Del ejemplo de la señora Thatcher viene el mundo en que vivimos: más inequitativo, más insolidario, más corrupto, y en consecuencia, más infeliz y peligroso.

Antonio Caballero, Antonio Caballero
13 de abril de 2013

Acaba de morir Margaret Thatcher, la madre del neoliberalismo económico que hoy malgobierna el mundo. Los padres fueron unos economistas sin alma: Mises, Hayek, Friedman. Pero la madre fue ella: una política sin corazón y sin hígados, que como primera ministra de la Gran Bretaña entre 1979 y 1990 se atrevió a poner en práctica sin contemplaciones las recetas despiadadas formuladas por ellos. 

Privatización de las empresas y los servicios públicos, desregulación del sector financiero, reducción de los impuestos, recorte del gasto, desmantelamiento de las estructuras protectoras del Estado de bienestar en salud, educación, vivienda y empleo, y aplastamiento de los sindicatos. 

Y reducción del papel del Estado al de guardián jurídico del funcionamiento sin trabas del mercado y guardián policiaco y militar de la seguridad interna y externa (el único gasto público que creció durante sus 11 años de gobierno, financiado por las regalías del petróleo del mar del Norte, fue el de defensa; en buena parte por las compras de armamento a la industria militar de los Estados Unidos).

Tal vez solo dos episodios del largo gobierno de la señora Thatcher no fueron causados por su política económica. La huelga de hambre de los presos del Ejército Republicano Irlandés (IRA), que terminó con la muerte de diez de ellos y exacerbó la lucha independentista en Irlanda del Norte; y la guerra de las islas Malvinas argentinas, o Falkland británicas, cuyo resultado colateral e inesperado fue el hundimiento de la dictadura militar argentina. Y estos dos episodios fueron los que le dieron la popularidad suficiente para ser reelegida dos veces en su cargo, y le valieron el remoquete admirativo de la Dama de Hierro.

Lo parecía, idéntica como era a su efigie de cera en el museo londinense de Madame Tussauds, que se yergue vestida de azul al lado de su compañero de baile el presidente norteamericano Ronald Reagan. Y un casco de hierro parecía su peinado, mantenido inmóvil hasta en los atentados terroristas por la laca de un aerosol cuyos gases clorofluorocarbonatados tan dañinos resultan para la capa de ozono que protege la atmósfera. 

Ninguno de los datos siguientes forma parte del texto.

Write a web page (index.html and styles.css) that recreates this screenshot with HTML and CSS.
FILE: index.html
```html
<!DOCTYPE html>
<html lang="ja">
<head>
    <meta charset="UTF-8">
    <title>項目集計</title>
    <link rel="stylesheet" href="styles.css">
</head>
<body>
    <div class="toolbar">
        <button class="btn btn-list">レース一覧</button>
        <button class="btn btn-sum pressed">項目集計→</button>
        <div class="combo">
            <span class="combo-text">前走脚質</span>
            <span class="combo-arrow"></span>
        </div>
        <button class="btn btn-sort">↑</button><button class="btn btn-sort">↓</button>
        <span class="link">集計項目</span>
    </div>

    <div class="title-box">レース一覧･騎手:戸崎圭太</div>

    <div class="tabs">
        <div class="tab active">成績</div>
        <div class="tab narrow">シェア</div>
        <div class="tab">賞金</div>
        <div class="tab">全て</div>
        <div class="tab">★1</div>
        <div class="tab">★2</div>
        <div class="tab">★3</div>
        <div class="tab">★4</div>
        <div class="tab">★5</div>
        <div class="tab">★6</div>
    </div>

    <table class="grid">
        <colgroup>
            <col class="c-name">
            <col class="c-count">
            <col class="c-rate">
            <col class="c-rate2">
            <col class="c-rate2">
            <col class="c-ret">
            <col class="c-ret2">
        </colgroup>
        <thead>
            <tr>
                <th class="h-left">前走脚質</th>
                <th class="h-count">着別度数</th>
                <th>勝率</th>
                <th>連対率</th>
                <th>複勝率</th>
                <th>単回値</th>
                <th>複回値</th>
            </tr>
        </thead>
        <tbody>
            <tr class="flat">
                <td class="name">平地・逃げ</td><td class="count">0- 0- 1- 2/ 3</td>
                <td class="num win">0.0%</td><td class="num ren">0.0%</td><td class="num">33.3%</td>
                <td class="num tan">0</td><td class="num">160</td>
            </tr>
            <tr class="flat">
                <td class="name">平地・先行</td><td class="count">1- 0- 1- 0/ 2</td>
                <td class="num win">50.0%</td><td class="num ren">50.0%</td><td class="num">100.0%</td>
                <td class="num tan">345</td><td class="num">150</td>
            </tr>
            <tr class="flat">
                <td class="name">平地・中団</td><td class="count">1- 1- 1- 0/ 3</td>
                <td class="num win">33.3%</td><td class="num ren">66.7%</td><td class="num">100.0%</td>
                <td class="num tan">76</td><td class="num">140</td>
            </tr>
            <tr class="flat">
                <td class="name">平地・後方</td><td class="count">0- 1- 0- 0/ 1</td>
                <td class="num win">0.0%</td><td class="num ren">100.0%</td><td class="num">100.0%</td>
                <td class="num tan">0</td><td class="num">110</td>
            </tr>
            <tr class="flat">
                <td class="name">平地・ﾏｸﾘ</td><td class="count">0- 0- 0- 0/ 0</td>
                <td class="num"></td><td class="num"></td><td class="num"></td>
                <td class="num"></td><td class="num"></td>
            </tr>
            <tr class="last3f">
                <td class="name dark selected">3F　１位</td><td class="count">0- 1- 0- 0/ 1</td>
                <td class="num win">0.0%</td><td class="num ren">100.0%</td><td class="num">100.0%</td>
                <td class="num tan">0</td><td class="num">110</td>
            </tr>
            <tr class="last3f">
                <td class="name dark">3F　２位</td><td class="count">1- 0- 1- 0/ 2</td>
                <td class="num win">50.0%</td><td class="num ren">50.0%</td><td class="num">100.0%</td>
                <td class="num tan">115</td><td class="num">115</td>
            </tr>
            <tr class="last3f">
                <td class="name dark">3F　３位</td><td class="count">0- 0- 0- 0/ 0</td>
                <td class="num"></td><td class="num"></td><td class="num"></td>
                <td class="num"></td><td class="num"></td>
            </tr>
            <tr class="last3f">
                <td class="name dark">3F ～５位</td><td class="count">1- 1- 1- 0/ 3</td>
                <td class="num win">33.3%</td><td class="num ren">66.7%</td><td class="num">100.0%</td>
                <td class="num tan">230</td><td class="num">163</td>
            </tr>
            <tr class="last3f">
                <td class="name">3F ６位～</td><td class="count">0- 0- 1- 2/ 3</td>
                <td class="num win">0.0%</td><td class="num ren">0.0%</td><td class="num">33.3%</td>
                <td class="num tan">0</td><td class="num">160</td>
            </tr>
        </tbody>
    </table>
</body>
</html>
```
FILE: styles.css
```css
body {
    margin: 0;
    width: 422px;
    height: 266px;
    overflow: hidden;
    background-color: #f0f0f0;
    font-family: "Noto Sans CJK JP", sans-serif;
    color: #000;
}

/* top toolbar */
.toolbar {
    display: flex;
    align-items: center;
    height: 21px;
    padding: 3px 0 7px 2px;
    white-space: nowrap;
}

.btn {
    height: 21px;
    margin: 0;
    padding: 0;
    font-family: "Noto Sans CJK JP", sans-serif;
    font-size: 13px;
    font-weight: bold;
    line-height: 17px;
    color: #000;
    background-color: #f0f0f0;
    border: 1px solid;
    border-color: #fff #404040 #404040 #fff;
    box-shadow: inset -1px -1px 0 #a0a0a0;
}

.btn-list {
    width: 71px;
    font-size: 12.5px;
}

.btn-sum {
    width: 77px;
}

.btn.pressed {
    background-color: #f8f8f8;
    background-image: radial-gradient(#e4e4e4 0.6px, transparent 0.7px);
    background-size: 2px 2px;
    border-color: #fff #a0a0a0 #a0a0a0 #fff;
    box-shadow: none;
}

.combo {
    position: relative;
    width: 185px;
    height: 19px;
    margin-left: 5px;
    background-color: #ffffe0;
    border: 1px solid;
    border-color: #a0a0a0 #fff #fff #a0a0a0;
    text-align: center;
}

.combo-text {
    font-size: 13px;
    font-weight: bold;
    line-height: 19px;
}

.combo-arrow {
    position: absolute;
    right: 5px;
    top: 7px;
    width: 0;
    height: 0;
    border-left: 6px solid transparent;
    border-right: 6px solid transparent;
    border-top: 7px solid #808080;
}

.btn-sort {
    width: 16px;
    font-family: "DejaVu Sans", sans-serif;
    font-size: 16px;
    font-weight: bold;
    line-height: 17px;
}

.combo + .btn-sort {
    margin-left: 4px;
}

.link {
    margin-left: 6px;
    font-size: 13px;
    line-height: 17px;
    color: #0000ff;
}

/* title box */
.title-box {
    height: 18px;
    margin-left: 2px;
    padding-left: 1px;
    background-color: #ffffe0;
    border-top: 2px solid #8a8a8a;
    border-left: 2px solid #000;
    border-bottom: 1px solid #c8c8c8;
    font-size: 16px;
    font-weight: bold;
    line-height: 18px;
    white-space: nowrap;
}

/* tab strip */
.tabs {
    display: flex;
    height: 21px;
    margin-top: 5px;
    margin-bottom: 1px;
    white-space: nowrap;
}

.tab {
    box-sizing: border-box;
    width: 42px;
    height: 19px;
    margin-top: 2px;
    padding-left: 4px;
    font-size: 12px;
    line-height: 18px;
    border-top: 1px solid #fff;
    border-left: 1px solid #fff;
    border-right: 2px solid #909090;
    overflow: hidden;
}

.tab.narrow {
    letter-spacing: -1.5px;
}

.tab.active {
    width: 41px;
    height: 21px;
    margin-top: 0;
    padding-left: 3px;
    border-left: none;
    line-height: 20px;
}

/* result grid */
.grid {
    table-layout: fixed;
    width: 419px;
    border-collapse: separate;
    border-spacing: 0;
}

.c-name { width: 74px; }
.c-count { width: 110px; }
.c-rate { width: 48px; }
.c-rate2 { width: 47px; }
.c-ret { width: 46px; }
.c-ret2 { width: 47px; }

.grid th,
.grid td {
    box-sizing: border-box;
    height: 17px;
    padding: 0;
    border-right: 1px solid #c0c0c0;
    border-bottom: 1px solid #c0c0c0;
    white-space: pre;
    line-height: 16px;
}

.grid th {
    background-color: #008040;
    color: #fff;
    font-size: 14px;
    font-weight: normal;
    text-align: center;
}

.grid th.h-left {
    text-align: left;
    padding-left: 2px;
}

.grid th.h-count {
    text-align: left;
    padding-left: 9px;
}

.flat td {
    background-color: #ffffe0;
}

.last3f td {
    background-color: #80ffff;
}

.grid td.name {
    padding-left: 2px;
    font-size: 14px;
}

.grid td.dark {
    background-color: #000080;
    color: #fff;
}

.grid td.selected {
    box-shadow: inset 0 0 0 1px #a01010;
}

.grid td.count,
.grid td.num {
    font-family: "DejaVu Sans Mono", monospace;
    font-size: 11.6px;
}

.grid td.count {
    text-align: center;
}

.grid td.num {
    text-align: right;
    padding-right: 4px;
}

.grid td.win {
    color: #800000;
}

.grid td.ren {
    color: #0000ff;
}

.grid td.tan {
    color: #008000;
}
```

Pues hasta allá llegaba la influencia de Margaret Thatcher como paradigma de estadistas de la segunda mitad del siglo XX, mucho más amplia que la que podía darle su menguante Gran Bretaña. Se extendía por cielo, mar y tierra hasta los Estados Unidos de Reagan, con sus ricos más ricos y menos numerosos y sus pobres más pobres y endeudados; la Rusia de Gorbachov, que con la desovietización iba a caer en manos de sus oligarcas gánsteres; la Unión Europea de los banqueros corruptos; el Japón de las burbujas estalladas; la China de Deng Xiaoping y sus gatos que cazan ratones. 

Y, por supuesto, llegaba también a nuestras republiquetas de por aquí: el México de Salinas, que cuando firmó el acta de sumisión del Nafta con los Estados Unidos anunció que México era ya un país del primer mundo; la Argentina de Menem, convertido al cristianismo cuando descubrió que el Evangelio aseguraba que “siempre habrá pobres entre vosotros”; la Colombia de Gaviria, el que nos dio la “bienvenida al futuro”, y de sus sucesores hasta Santos, el de la “prosperidad para todos”. El modelo a escala de todo eso, el campo de ensayo, fue el Chile dictatorial en lo político y neoliberal  en lo económico del general Pinochet y sus ‘Chicago boys’.

Del ejemplo de la señora Thatcher viene el mundo en que vivimos: más inequitativo, más insolidario, más corrupto, y en consecuencia más infeliz y peligroso. Regido por el egoísmo y la codicia, considerados por los neoliberales las virtudes primordiales, y que se miden ambas en dinero. Podría decirse de ellos, con Wilde, que “conocen el precio de todo y el valor de nada”; o, con Machado, que, como “el necio, confunden valor con precio”. Y que su filosofía se resume en el consejo que le daba a su hijo la mamá de Pablo Escobar:

– Haga plata, mijo.
La señora Thatcher falleció en una suite del hotel Ritz de Londres, en donde vivía por cortesía de sus propietarios, sus amigos los hermanos Barclay, dueños de una de las más grandes fortunas  de Inglaterra.